Malaysia
Economists: Loan curbs may hit home spending, but won’t derail economy

PETALING JAYA, Aug 1 — Bank Negara Malaysia’s (BNM) move to shorten loan terms may weigh down domestic demand — a key driver of the economy — but not to the extent that is likely to hurt the country’s growth, economists have said.

On July 5, the central bank trimmed the maximum repayment period for personal and property loans, prompting concerns that this would drive down spending by consumers and affect Malaysia’s ability to sustain the economic expansion needed to become a high-income nation by 2020.

Dr Yeah Kim Leng, chief economist at RAM Holdings Bhd, agreed the decreased ability to borrow will shrink the spending power of consumers along with demand for credit.

Shorter loan terms would cut down borrowing demand, either due to a smaller loan amount being approved or a higher monthly repayment rate being imposed, he explained.

“Overall, it would have a dampening effect on consumer spending but it is desirable because you are reducing spending based on borrowing,” he said.

Yeah added that an economy driven by borrowing was “not sustainable”, pointing to the US sub-prime mortgage crisis as an example of what could happen when economic growth is fuelled by easy credit.
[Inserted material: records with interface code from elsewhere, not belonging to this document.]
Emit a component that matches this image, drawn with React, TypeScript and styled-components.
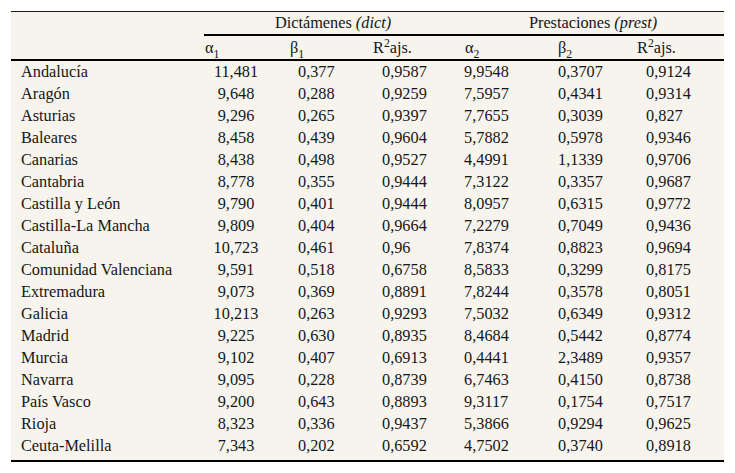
import styled, { createGlobalStyle } from "styled-components";

const GlobalStyle = createGlobalStyle`
    body {
        margin: 0;
        background: #ffffff;
    }
`;

const Page = styled.div`
    padding: 11px;
`;

const Table = styled.table`
    width: 713px;
    table-layout: fixed;
    border-collapse: separate;
    border-spacing: 0;
    background: #f7f4ee;
    border-top: 1px solid #1a1a1a;
    font-family: "Liberation Serif", "Times New Roman", serif;
    font-size: 16.3px;
    color: #161616;
`;

const GroupCell = styled.th`
    padding: 0;
    height: 22px;
    line-height: 22px;
    font-weight: normal;
    text-align: center;
    border-bottom: 2px solid #000;
    white-space: nowrap;
`;

const CornerCell = styled.th`
    padding: 0;
    border-bottom: 2px solid #000;
`;

const SubHead = styled.th<{ $pad: number }>`
    padding: 0 0 0 ${(p) => p.$pad}px;
    height: 23px;
    line-height: 23px;
    font-weight: normal;
    text-align: left;
    border-bottom: 2px solid #000;
    white-space: nowrap;
`;

const Sub = styled.sub`
    font-size: 0.72em;
    vertical-align: -0.45em;
    line-height: 0;
`;

const Sup = styled.sup`
    font-size: 0.72em;
    vertical-align: 0.55em;
    line-height: 0;
`;

const Row = styled.tr<{ $last?: boolean }>`
    & > td {
        height: 22px;
        line-height: 22px;
        padding-top: 0;
        padding-bottom: ${(p) => (p.$last ? "3px" : "0")};
        border-bottom: ${(p) => (p.$last ? "2px solid #000" : "none")};
        white-space: nowrap;
    }
`;

const Label = styled.td`
    padding-left: 10px;
    text-align: left;
`;

const Value = styled.td<{ $pad: number; $center?: boolean }>`
    text-align: ${(p) => (p.$center ? "center" : "left")};
    padding-left: ${(p) => (p.$center ? 0 : p.$pad)}px;
    padding-right: ${(p) => (p.$center ? p.$pad : 0)}px;
`;

const COLS = [193, 84, 82, 92, 93, 79, 90];

// header left offsets and value offsets per numeric column
const HEAD_PAD = [1, 2, 3, 3, 3, 3];
const VALUE_PAD = [20, 10, 12, 2, 3, 12];

const ROWS: [string, ...string[]][] = [
    ["Andalucía", "11,481", "0,377", "0,9587", "9,9548", "0,3707", "0,9124"],
    ["Aragón", "9,648", "0,288", "0,9259", "7,5957", "0,4341", "0,9314"],
    ["Asturias", "9,296", "0,265", "0,9397", "7,7655", "0,3039", "0,827"],
    ["Baleares", "8,458", "0,439", "0,9604", "5,7882", "0,5978", "0,9346"],
    ["Canarias", "8,438", "0,498", "0,9527", "4,4991", "1,1339", "0,9706"],
    ["Cantabria", "8,778", "0,355", "0,9444", "7,3122", "0,3357", "0,9687"],
    ["Castilla y León", "9,790", "0,401", "0,9444", "8,0957", "0,6315", "0,9772"],
    ["Castilla-La Mancha", "9,809", "0,404", "0,9664", "7,2279", "0,7049", "0,9436"],
    ["Cataluña", "10,723", "0,461", "0,96", "7,8374", "0,8823", "0,9694"],
    ["Comunidad Valenciana", "9,591", "0,518", "0,6758", "8,5833", "0,3299", "0,8175"],
    ["Extremadura", "9,073", "0,369", "0,8891", "7,8244", "0,3578", "0,8051"],
    ["Galicia", "10,213", "0,263", "0,9293", "7,5032", "0,6349", "0,9312"],
    ["Madrid", "9,225", "0,630", "0,8935", "8,4684", "0,5442", "0,8774"],
    ["Murcia", "9,102", "0,407", "0,6913", "0,4441", "2,3489", "0,9357"],
    ["Navarra", "9,095", "0,228", "0,8739", "6,7463", "0,4150", "0,8738"],
    ["País Vasco", "9,200", "0,643", "0,8893", "9,3117", "0,1754", "0,7517"],
    ["Rioja", "8,323", "0,336", "0,9437", "5,3866", "0,9294", "0,9625"],
    ["Ceuta-Melilla", "7,343", "0,202", "0,6592", "4,7502", "0,3740", "0,8918"],
];

const HEADERS = [
    <>α<Sub>1</Sub></>,
    <>β<Sub>1</Sub></>,
    <>R<Sup>2</Sup>ajs.</>,
    <>α<Sub>2</Sub></>,
    <>β<Sub>2</Sub></>,
    <>R<Sup>2</Sup>ajs.</>,
];

function App() {
    return (
        <Page>
            <GlobalStyle />
            <Table>
                <colgroup>
                    {COLS.map((w, i) => (
                        <col key={i} style={{ width: w }} />
                    ))}
                </colgroup>
                <thead>
                    <tr>
                        <CornerCell rowSpan={2} />
                        <GroupCell colSpan={3}>
                            Dictámenes <i>(dict)</i>
                        </GroupCell>
                        <GroupCell colSpan={3}>
                            Prestaciones <i>(prest)</i>
                        </GroupCell>
                    </tr>
                    <tr>
                        {HEADERS.map((h, i) => (
                            <SubHead key={i} $pad={HEAD_PAD[i]}>
                                {h}
                            </SubHead>
                        ))}
                    </tr>
                </thead>
                <tbody>
                    {ROWS.map(([name, ...values], r) => (
                        <Row key={name} $last={r === ROWS.length - 1}>
                            <Label>{name}</Label>
                            {values.map((v, i) => (
                                <Value key={i} $pad={VALUE_PAD[i]} $center={i === 0}>
                                    {v}
                                </Value>
                            ))}
                        </Row>
                    ))}
                </tbody>
            </Table>
        </Page>
    );
}

export default App;
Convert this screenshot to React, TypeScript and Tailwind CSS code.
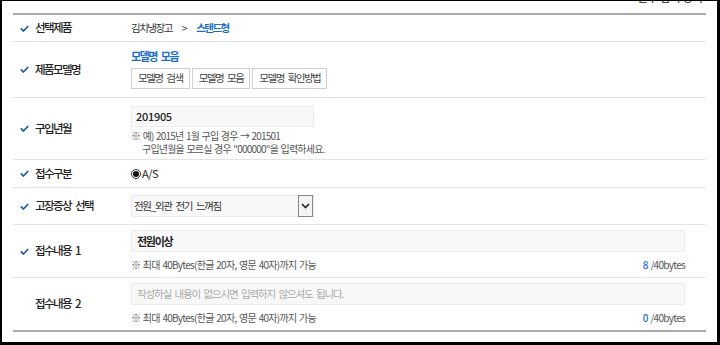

And despite noting the damper on local demand, he said the control measures would merely bring the already high household consumption growth rate down to a more sustainable level.

Keeping household consumption growth around the long-term average rate of seven per cent will be enough to avoid the potential fallout, Yeah said.

“Certainly, buyer consumption growth is above trend so you are moderating it to a more sustainable level,” he said, noting the year-on-year growth rate is 8 per cent.

“As long as we are able to sustain 6 to 7 per cent, the overall GDP growth would not be severely affected,” he said.

In the first quarter of 2013, domestic demand rose 8.2 per cent year-on-year compared to 7.8 per cent in the previous quarter.

“So overall, basically you are reducing the credit risk of household debtors,” Yeah said, saying that the bank’s measures would reduce borrowers’ exposure to shocks such as a sudden rise in the interest rate or cost of living, as well as unexpected retrenchment.

Dr Zakariah Abdul Rashid, executive director of the Malaysian Institute of Economic Research (MIER), noted that any degradation in consumer spending from BNM’s measures would be offset by growing affluence of Malaysians.


Zakariah said any degradation in consumer spending from Bank Negara’s measures would be offset by growing affluence of Malaysians.

“With the rising real income and low level of unemployment, we don’t have to worry very much about consumer spending,” he said, adding that Bank Negara’s move would help keep the economy stable.

“In the past, we have been banking on consumers to spend more and more money to boost domestic demand. During that time that may serve well for purposes of increasing domestic demand,” he said, noting that inflation was low in the past.

But in the face of a gradually increasing inflation rate, Zakariah said the previous practice of driving the economy by pushing locals to spend may no longer be prudent.

“Right now, the Consumer Price Index is gradually increasing... so Bank Negara has taken the right measure to curtail the spending activities of consumers, but we don’t know how exactly it will affect consumer spending,” he said.

Malaysia’s inflation rate hit a 12-month high in May this year when it climbed to 1.8 per cent.

“It will give some degree of stability to the economy. That is applying monetary policy at the right time,” Zakariah said of the central bank’s measures that are aimed at addressing the country’s rising household debt levels.

He also said consumer spending is “subdued” but still expanding, citing MIER’s Consumer Sentiment Index (CSI) for this year’s second quarter of this year which dipped slightly by 13.2 points from the first quarter’s figures to 109.7 points.

Lee Heng Guie, the chief economist of CIMB, said other factors such as stable income growth would continue to fuel consumption in the country.

“I don’t think it will dampen disposable income because the underlying purpose behind this is to ensure that the borrowers will borrow within their means, not for purpose of funding excessive consumption,” he said.

“There must be a change in lifestyle,” he said, saying there was a need to educate the public on good practices in finance management.

On July 5, Bank Negara moved to address Malaysia’s household debt, which stood at 83 per cent of the country’s GDP.

The practice of giving out pre-approved financial products was stopped, while the maximum tenure for personal loans was cut from 25 years to 10 years, and from 45 years to 35 years for property loans.

After surpassing expectations by registering a GDP growth rate of 5.6 per cent for 2012, Malaysia’s economy has expanded more slowly — 4.1 per cent — in the first quarter this year.

For Malaysia to achieve the targeted high-income and developed nation status by 2020, Putrajaya’s Economic Transformation Programme (ETP) has set a target for the country’s economy to grow at six per cent annually.